The environment section allows to customize the resources of the master job, as well as defining the topology/replicas of the experiment with a specific definition for each framework.

To customize the master resources, you just need to define the resources in the environment section, e.g.

...
framework: tensorflow
...
environment:
  resources:
    cpu:
      requests: 1
      limits: 2
    memory:
      requests: 256
      limits: 1024
    gpu:
      request: 1
      limits: 1

Define the distributed topology

To distribute Tensorflow experiment, the user needs to define a cluster, which is a set of tasks that participate in the distributed execution.

Tensorflow defines 3 different types of tasks: master, worker, and parameter server.

To define a cluster in Polyaxon with a master, 3 workers, and 1 parameter server, add a replicas subsection to the environment section of your polyaxonfile:

...
framework: tensorflow
...
environment:
  ...

  replicas:
    n_workers: 3
    n_ps: 1

You can have more control over the created tasks by defining the resources and scheduling of each task the same way we defined the resources for the master.

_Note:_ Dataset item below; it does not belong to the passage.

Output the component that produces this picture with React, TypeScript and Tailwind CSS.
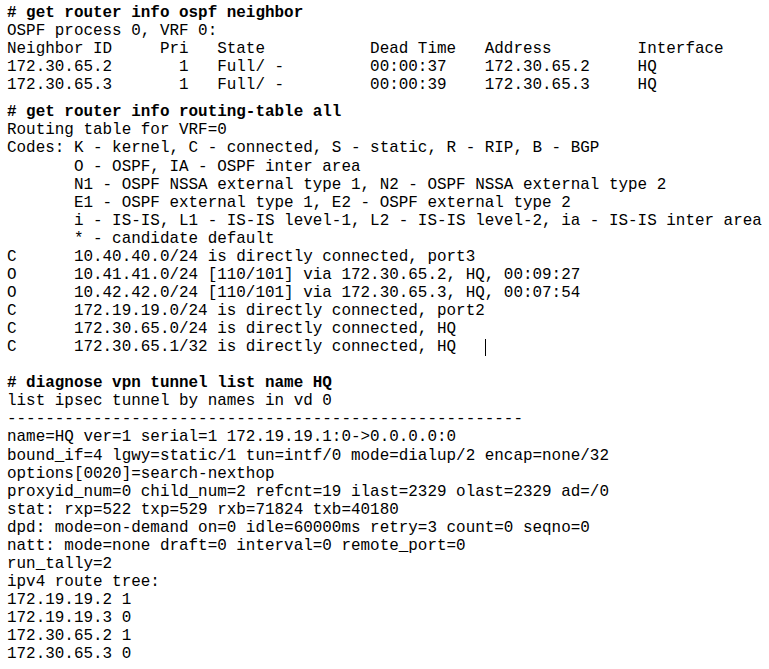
const neighbor = [
  "OSPF process 0, VRF 0:",
  "Neighbor ID     Pri   State           Dead Time   Address         Interface",
  "172.30.65.2       1   Full/ -         00:00:37    172.30.65.2     HQ",
  "172.30.65.3       1   Full/ -         00:00:39    172.30.65.3     HQ",
];

const routing = [
  "Routing table for VRF=0",
  "Codes: K - kernel, C - connected, S - static, R - RIP, B - BGP",
  "       O - OSPF, IA - OSPF inter area",
  "       N1 - OSPF NSSA external type 1, N2 - OSPF NSSA external type 2",
  "       E1 - OSPF external type 1, E2 - OSPF external type 2",
  "       i - IS-IS, L1 - IS-IS level-1, L2 - IS-IS level-2, ia - IS-IS inter area",
  "       * - candidate default",
  "C      10.40.40.0/24 is directly connected, port3",
  "O      10.41.41.0/24 [110/101] via 172.30.65.2, HQ, 00:09:27",
  "O      10.42.42.0/24 [110/101] via 172.30.65.3, HQ, 00:07:54",
  "C      172.19.19.0/24 is directly connected, port2",
  "C      172.30.65.0/24 is directly connected, HQ",
];

const tunnel = [
  "list ipsec tunnel by names in vd 0",
  "------------------------------------------------------",
  "name=HQ ver=1 serial=1 172.19.19.1:0->0.0.0.0:0",
  "bound_if=4 lgwy=static/1 tun=intf/0 mode=dialup/2 encap=none/32",
  "options[0020]=search-nexthop",
  "proxyid_num=0 child_num=2 refcnt=19 ilast=2329 olast=2329 ad=/0",
  "stat: rxp=522 txp=529 rxb=71824 txb=40180",
  "dpd: mode=on-demand on=0 idle=60000ms retry=3 count=0 seqno=0",
  "natt: mode=none draft=0 interval=0 remote_port=0",
  "run_tally=2",
  "ipv4 route tree:",
  "172.19.19.2 1",
  "172.19.19.3 0",
  "172.30.65.2 1",
  "172.30.65.3 0",
];

const Lines = ({ rows }: { rows: string[] }) => (
  <>
    {rows.map((r, i) => (
      <div key={i} className="h-[18.07px]">
        {r}
      </div>
    ))}
  </>
);

const Cmd = ({ text }: { text: string }) => (
  <div className="h-[18.07px] font-bold">{text}</div>
);

export default function App() {
  return (
    <div className="min-h-[669px] w-[769px] bg-white pl-[7px] pt-[4px] text-black">
      <div className="whitespace-pre font-['Liberation_Mono','Courier_New',monospace] text-[15.93px] leading-[18.07px]">
        <Cmd text="# get router info ospf neighbor" />
        <Lines rows={neighbor} />
        <div className="h-[9px]" />
        <Cmd text="# get router info routing-table all" />
        <Lines rows={routing} />
        <div className="flex h-[18.07px] items-center">
          <span>C      172.30.65.1/32 is directly connected, HQ   </span>
          <span className="h-[17px] w-[1px] bg-black" />
        </div>
        <div className="h-[18.07px]" />
        <Cmd text="# diagnose vpn tunnel list name HQ" />
        <Lines rows={tunnel} />
      </div>
    </div>
  );
}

Here's an example where we define resources for the master, workers and parameter server.

...
framework: tensorflow
...
environment:
  resources:
    cpu:
      requests: 1
      limits: 2
    memory:
      requests: 256
      limits: 1024
    gpu:
      request: 1
      limits: 1

  replicas:
    n_workers: 7
    n_ps: 3

    default_worker:
      resources:
        cpu:
          requests: 1
          limits: 2
        memory:
          requests: 256
          limits: 1024
        gpu:
          request: 1
          limits: 1

    worker:
      - index: 2
        resources:
          cpu:
            requests: 1
            limits: 2
          memory:
            requests: 256
            limits: 1024

    default_ps:
      resources:
        cpu:
          requests: 1
          limits: 1
        memory:
          requests: 256
          limits: 256

    ps:
      - index: 0
        resources:
          cpu:
            requests: 1
            limits: 1
          memory:
            requests: 512
            limits: 512

This configuration defines a cluster of 1 master, 7 workers, and 3 parameter servers.

The master's resources is defined in the resources section, i.e.

resources:
  cpu:
    requests: 1
    limits: 2
  memory:
    requests: 256
    limits: 1024
  gpu:
    request: 1
    limits: 1

The third worker (worker with index == 2) has a specific resources definition:

worker_resources:
  - index: 2
    cpu:
      requests: 1
      limits: 2
    memory:
      requests: 256
      limits: 1024

And all the other workers have the same default worker resources definition, i.e.

default_worker:
  resources:
    cpu:
      requests: 1
      limits: 2
    memory:
      requests: 256
      limits: 1024
    gpu:
      request: 1
      limits: 1

Same logic applies to the parameter servers with the default_ps.resources and ps_resources.

Distributed experiment backend

By default Polyaxon uses a native behaviour for starting distributed experiments.

Polyaxon also supports running distributed experiment on Kubeflow.

In order to use kubeflow as a backend instead of the native behaviour, you only need to update your polyaxonfile with backend field:

version: 1
kind: experiment
backend: kubeflow
framework: tensorflow
...